## Source records
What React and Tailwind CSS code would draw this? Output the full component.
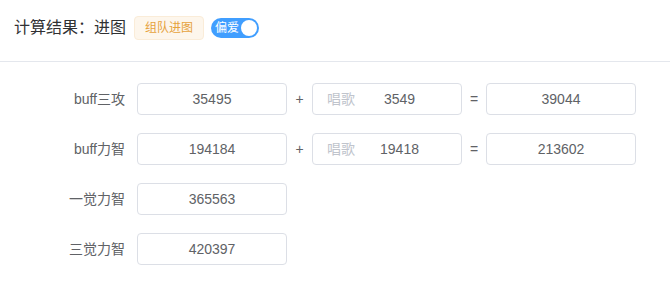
import React from "react";

const font = { fontFamily: '"Liberation Sans", "Noto Sans CJK SC", sans-serif' };

function Box({ value, prefix }) {
  return (
    <div className="relative w-[150px] h-[32px] border border-[#dcdfe6] rounded-[4px] bg-white flex items-center">
      {prefix ? (
        <>
          <span className="absolute left-[14px] text-[14px] text-[#c0c4cc]">{prefix}</span>
          <div className="flex-1 text-center pl-[40px] pr-[15px] text-[14px] text-[#606266]">{value}</div>
        </>
      ) : (
        <div className="flex-1 text-center text-[14px] text-[#606266]">{value}</div>
      )}
    </div>
  );
}

function Row({ label, children }) {
  return (
    <div className="flex items-center h-[32px]">
      <div className="w-[137px] pr-[12px] text-right text-[14px] text-[#606266]">{label}</div>
      {children}
    </div>
  );
}

export default function App() {
  return (
    <div className="w-[670px] h-[301px] bg-white" style={font}>
      <div className="flex items-center pl-[14px] pt-[16px] pb-[21px] border-b border-[#e4e7ed]">
        <span className="text-[16px] leading-[24px] text-[#303133]">计算结果：进图</span>
        <span className="ml-[8px] h-[24px] px-[10px] flex items-center text-[12px] text-[#e6a23c] bg-[#fdf6ec] border border-[#faecd8] rounded-[4px]">
          组队进图
        </span>
        <span className="ml-[7px] relative w-[48px] h-[20px] rounded-full bg-[#409eff] flex items-center">
          <span className="pl-[4px] text-[12px] text-white leading-none">偏爱</span>
          <span className="absolute right-[2px] top-[2px] w-[16px] h-[16px] rounded-full bg-white"></span>
        </span>
      </div>
      <div className="pt-[21px] flex flex-col gap-[18px]">
        <Row label="buff三攻">
          <Box value="35495" />
          <span className="w-[25px] text-center text-[14px] text-[#606266]">+</span>
          <Box prefix="唱歌" value="3549" />
          <span className="w-[24px] text-center text-[14px] text-[#606266]">=</span>
          <Box value="39044" />
        </Row>
        <Row label="buff力智">
          <Box value="194184" />
          <span className="w-[25px] text-center text-[14px] text-[#606266]">+</span>
          <Box prefix="唱歌" value="19418" />
          <span className="w-[24px] text-center text-[14px] text-[#606266]">=</span>
          <Box value="213602" />
        </Row>
        <Row label="一觉力智">
          <Box value="365563" />
        </Row>
        <Row label="三觉力智">
          <Box value="420397" />
        </Row>
      </div>
    </div>
  );
}
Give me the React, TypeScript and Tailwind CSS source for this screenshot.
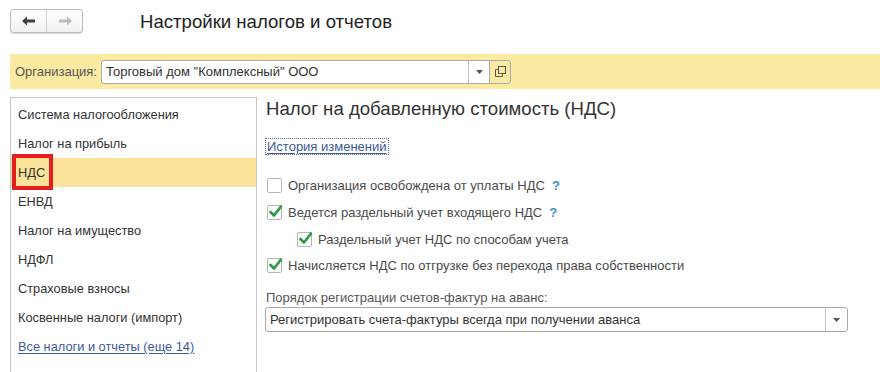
import React from 'react';

const FONT = { fontFamily: '"Liberation Sans", Arial, sans-serif' };

const NAV_ITEMS = [
  'Система налогообложения',
  'Налог на прибыль',
  'НДС',
  'ЕНВД',
  'Налог на имущество',
  'НДФЛ',
  'Страховые взносы',
  'Косвенные налоги (импорт)',
];

const Arrow = ({ dir, color }: { dir: 'left' | 'right'; color: string }) => (
  <svg width="14" height="10" viewBox="0 0 14 10" style={{ transform: dir === 'right' ? 'scaleX(-1)' : undefined }}>
    <path d="M0 5 L5 0.5 L5 3.5 L13 3.5 L13 6.5 L5 6.5 L5 9.5 Z" fill={color} />
  </svg>
);

const Caret = () => (
  <svg width="7" height="4" viewBox="0 0 7 4">
    <path d="M0 0 L7 0 L3.5 4 Z" fill="#555" />
  </svg>
);

const OpenIcon = () => (
  <svg width="11" height="11" viewBox="0 0 11 11" fill="none" stroke="#555" strokeWidth="1">
    <rect x="3.5" y="0.5" width="7" height="7" />
    <path d="M3.5 3.5 H0.5 V10.5 H7.5 V7.5" />
  </svg>
);

const Checkbox = ({ checked }: { checked?: boolean }) => (
  <span className="relative inline-block w-[15px] h-[15px] border border-[#b4b4b4] rounded-[2px] bg-white shrink-0">
    {checked && (
      <svg width="16" height="15" viewBox="0 0 16 15" className="absolute left-[0px] -top-[2px]">
        <path d="M2.5 8 L6 11.5 L13 2.5" fill="none" stroke="#2e9a48" strokeWidth="2.8" strokeLinecap="round" strokeLinejoin="round" />
      </svg>
    )}
  </span>
);

const CheckRow = ({ checked, text, help, className }: { checked?: boolean; text: string; help?: boolean; className?: string }) => (
  <div className={`flex items-center h-[16px] ${className ?? ''}`}>
    <Checkbox checked={checked} />
    <span className="ml-[6px] text-[13px] text-[#4a4a4a] leading-none">{text}</span>
    {help && <span className="ml-[7px] text-[13px] font-bold text-[#3f8fc6] leading-none">?</span>}
  </div>
);

export default function App() {
  return (
    <div className="w-[880px] h-[372px] bg-white overflow-hidden" style={FONT}>
      <div className="flex items-center pt-[9px] pl-[10px]">
        <div className="flex w-[73px] h-[24px] border border-[#bdbdbd] rounded-[3px] bg-gradient-to-b from-white to-[#f1f1f1] shadow-[0_1px_1px_rgba(0,0,0,0.15)]">
          <div className="flex-1 flex items-center justify-center border-r border-[#d0d0d0]">
            <Arrow dir="left" color="#404040" />
          </div>
          <div className="flex-1 flex items-center justify-center">
            <Arrow dir="right" color="#bcbcbc" />
          </div>
        </div>
        <h1 className="ml-[57px] pt-[2px] text-[18.6px] text-[#222] leading-none">Настройки налогов и отчетов</h1>
      </div>

      <div className="mt-[21px] ml-[10px] h-[35px] bg-[#fbeaa2] flex items-center pl-[5px]">
        <span className="text-[13px] text-[#555]">Организация:</span>
        <div className="ml-[4px] flex h-[24px] w-[410px] border border-[#a9a9a9] rounded-[3px]">
          <div className="flex-1 bg-white flex items-center pl-[4px] text-[13px] text-[#333] rounded-l-[3px]">
            Торговый дом "Комплексный" ООО
          </div>
          <div className="w-[21px] bg-white border-l border-[#c4c4c4] flex items-center justify-center">
            <Caret />
          </div>
          <div className="w-[21px] border-l border-[#a9a9a9] flex items-center justify-center">
            <OpenIcon />
          </div>
        </div>
      </div>

      <div className="flex mt-[8px] ml-[10px]">
        <div className="w-[247px] h-[290px] border border-[#c6c6c6] pt-[2px] shrink-0">
          {NAV_ITEMS.map((item) => {
            const active = item === 'НДС';
            return (
              <div
                key={item}
                className={`relative h-[29px] flex items-center pl-[7px] text-[12.8px] text-[#333] ${active ? 'bg-[#fbe49a]' : ''}`}
              >
                {active && (
                  <span className="absolute left-[1px] -top-[4px] w-[41px] h-[36px] border-[4px] border-[#e3201f]" />
                )}
                <span className="relative">{item}</span>
              </div>
            );
          })}
          <div className="h-[29px] flex items-center pl-[7px] text-[12.8px]">
            <span className="text-[#3d5a9a] underline underline-offset-2">Все налоги и отчеты (еще 14)</span>
          </div>
        </div>

        <div className="flex-1 pl-[9px]">
          <h2 className="mt-[1px] text-[18.6px] text-[#333] leading-[22px]">Налог на добавленную стоимость (НДС)</h2>
          <div className="mt-[19px] inline-block outline outline-1 outline-dotted outline-[#5a6e9a] px-[1px] leading-[15px] text-[13px] text-[#3d5a9a] underline underline-offset-2">
            История изменений
          </div>
          <CheckRow className="mt-[19px] ml-[1px]" text="Организация освобождена от уплаты НДС" help />
          <CheckRow className="mt-[11px] ml-[1px]" checked text="Ведется раздельный учет входящего НДС" help />
          <CheckRow className="mt-[11px] ml-[31px]" checked text="Раздельный учет НДС по способам учета" />
          <CheckRow className="mt-[10px] ml-[1px]" checked text="Начисляется НДС по отгрузке без перехода права собственности" />
          <div className="mt-[17px] text-[13px] text-[#555] leading-[16px]">Порядок регистрации счетов-фактур на аванс:</div>
          <div className="mt-[1px] -ml-[1px] flex h-[25px] w-[583px] border border-[#a9a9a9] rounded-[3px] bg-white">
            <div className="flex-1 flex items-center pl-[4px] text-[13px] text-[#333]">
              Регистрировать счета-фактуры всегда при получении аванса
            </div>
            <div className="w-[22px] border-l border-[#c4c4c4] flex items-center justify-center">
              <Caret />
            </div>
          </div>
        </div>
      </div>
    </div>
  );
}
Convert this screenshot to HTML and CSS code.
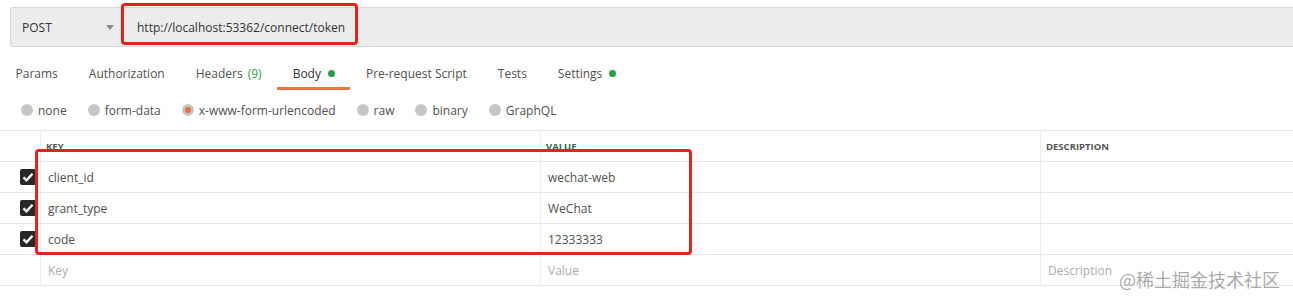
FILE: index.html
```html
<!doctype html>
<html>
<head>
<meta charset="utf-8">
<title>Postman request</title>
<link rel="stylesheet" href="styles.css">
</head>
<body>

<div class="page">
    <div class="reqBar">
        <div class="method">
            <span>POST</span>
            <span class="caret"></span>
        </div>
        <div class="url">http://localhost:53362/connect/token</div>
    </div>
    <div class="mark markUrl"></div>

    <ul class="tabs">
        <li>Params</li>
        <li>Authorization</li>
        <li>Headers <span class="green">(9)</span></li>
        <li class="active">Body <i class="dot"></i></li>
        <li>Pre-request Script</li>
        <li>Tests</li>
        <li>Settings <i class="dot"></i></li>
    </ul>

    <ul class="radios">
        <li><i class="radio"></i>none</li>
        <li><i class="radio"></i>form-data</li>
        <li><i class="radio on"></i>x-www-form-urlencoded</li>
        <li><i class="radio"></i>raw</li>
        <li><i class="radio"></i>binary</li>
        <li><i class="radio"></i>GraphQL</li>
    </ul>

    <div class="table">
        <div class="row head">
            <div class="cell chk"></div>
            <div class="cell">KEY</div>
            <div class="cell">VALUE</div>
            <div class="cell">DESCRIPTION</div>
        </div>
        <div class="row">
            <div class="cell chk"><span class="box"><svg viewBox="0 0 16 16" width="16" height="16"><path d="M3.5 8.3l3 3 6-6.6" fill="none" stroke="#fff" stroke-width="2.4"/></svg></span></div>
            <div class="cell">client_id</div>
            <div class="cell">wechat-web</div>
            <div class="cell"></div>
        </div>
        <div class="row">
            <div class="cell chk"><span class="box"><svg viewBox="0 0 16 16" width="16" height="16"><path d="M3.5 8.3l3 3 6-6.6" fill="none" stroke="#fff" stroke-width="2.4"/></svg></span></div>
            <div class="cell">grant_type</div>
            <div class="cell">WeChat</div>
            <div class="cell"></div>
        </div>
        <div class="row">
            <div class="cell chk"><span class="box"><svg viewBox="0 0 16 16" width="16" height="16"><path d="M3.5 8.3l3 3 6-6.6" fill="none" stroke="#fff" stroke-width="2.4"/></svg></span></div>
            <div class="cell">code</div>
            <div class="cell">12333333</div>
            <div class="cell"></div>
        </div>
        <div class="row empty">
            <div class="cell chk"></div>
            <div class="cell">Key</div>
            <div class="cell">Value</div>
            <div class="cell">Description</div>
        </div>
    </div>
    <div class="mark markRows"></div>

    <div class="watermark">@稀土掘金技术社区</div>
</div>

</body>
</html>
```
FILE: styles.css
```css
body{
    margin: 0;
    background: #fff;
    font-family: "Open Sans", "Noto Sans", sans-serif;
    font-size: 12px;
    color: #505050;
}
ul{
    list-style: none;
    margin: 0;
    padding: 0;
}
.page{
    position: relative;
    height: 301px;
    overflow: hidden;
}

/* 请求地址栏 */
.reqBar{
    display: flex;
    height: 38px;
    margin: 7px 0 0 10px;
    border: 1px solid #d6d6d6;
    border-right: none;
    border-radius: 3px 0 0 3px;
    background: #ececec;
}
.method{
    width: 111px;
    display: flex;
    align-items: center;
    justify-content: space-between;
    padding: 0 8px 0 11px;
    box-sizing: border-box;
    color: #333;
}
.caret{
    width: 0;
    height: 0;
    border-left: 4px solid transparent;
    border-right: 4px solid transparent;
    border-top: 5px solid #8a8a8a;
}
.url{
    display: flex;
    align-items: center;
    padding-left: 15px;
    color: #333;
}

/* 红色标注框 */
.mark{
    position: absolute;
    border: 3px solid #e1251b;
    border-radius: 4px;
    box-sizing: border-box;
}
.markUrl{
    left: 121px;
    top: 3px;
    width: 237px;
    height: 42px;
}
.markRows{
    left: 35px;
    top: 149px;
    width: 657px;
    height: 106px;
}

/* 选项卡 */
.tabs{
    display: flex;
    margin-top: 13px;
}
.tabs li{
    padding: 0 15.5px;
    line-height: 27px;
    border-bottom: 3px solid transparent;
    display: flex;
    align-items: center;
    gap: 5px;
}
.tabs li.active{
    color: #333;
    border-bottom-color: #e8743f;
}
.green{
    color: #26a048;
}
.dot{
    width: 7px;
    height: 7px;
    border-radius: 50%;
    background: #26a048;
    margin-left: 2px;
}

/* 单选 */
.radios{
    display: flex;
    align-items: center;
    height: 40px;
    padding-left: 21px;
    gap: 21px;
}
.radios li{
    display: flex;
    align-items: center;
    gap: 5px;
}
.radio{
    width: 12px;
    height: 12px;
    border-radius: 50%;
    background: #c6c6c6;
    box-sizing: border-box;
}
.radio.on{
    border: 3px solid #c6c6c6;
    background: #ed6b3c;
}

/* 表格 */
.table{
    border-top: 1px solid #e8e8e8;
}
.row{
    display: grid;
    grid-template-columns: 40px 500px 500px 1fr;
    height: 31px;
    box-sizing: border-box;
    border-bottom: 1px solid #e8e8e8;
}
.cell{
    display: flex;
    align-items: center;
    padding-left: 7px;
    border-left: 1px solid #ececec;
}
.cell.chk{
    border-left: none;
    padding: 0 4px 0 0;
    justify-content: flex-end;
}
.head .cell{
    font-size: 9.5px;
    font-weight: 700;
    color: #555;
    padding-left: 5px;
}
.empty .cell{
    color: #ababab;
}
.box{
    width: 16px;
    height: 16px;
    border-radius: 2px;
    background: #282828;
    display: block;
}
.box svg{
    display: block;
}

.watermark{
    position: absolute;
    right: 13px;
    top: 266px;
    font-family: "Noto Sans CJK SC", sans-serif;
    font-size: 18px;
    color: rgba(140,140,140,0.75);
}
```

## Exercise
Count how many lines of the material hold the string "React". Give the number and nothing more.

## Output of the exercise
4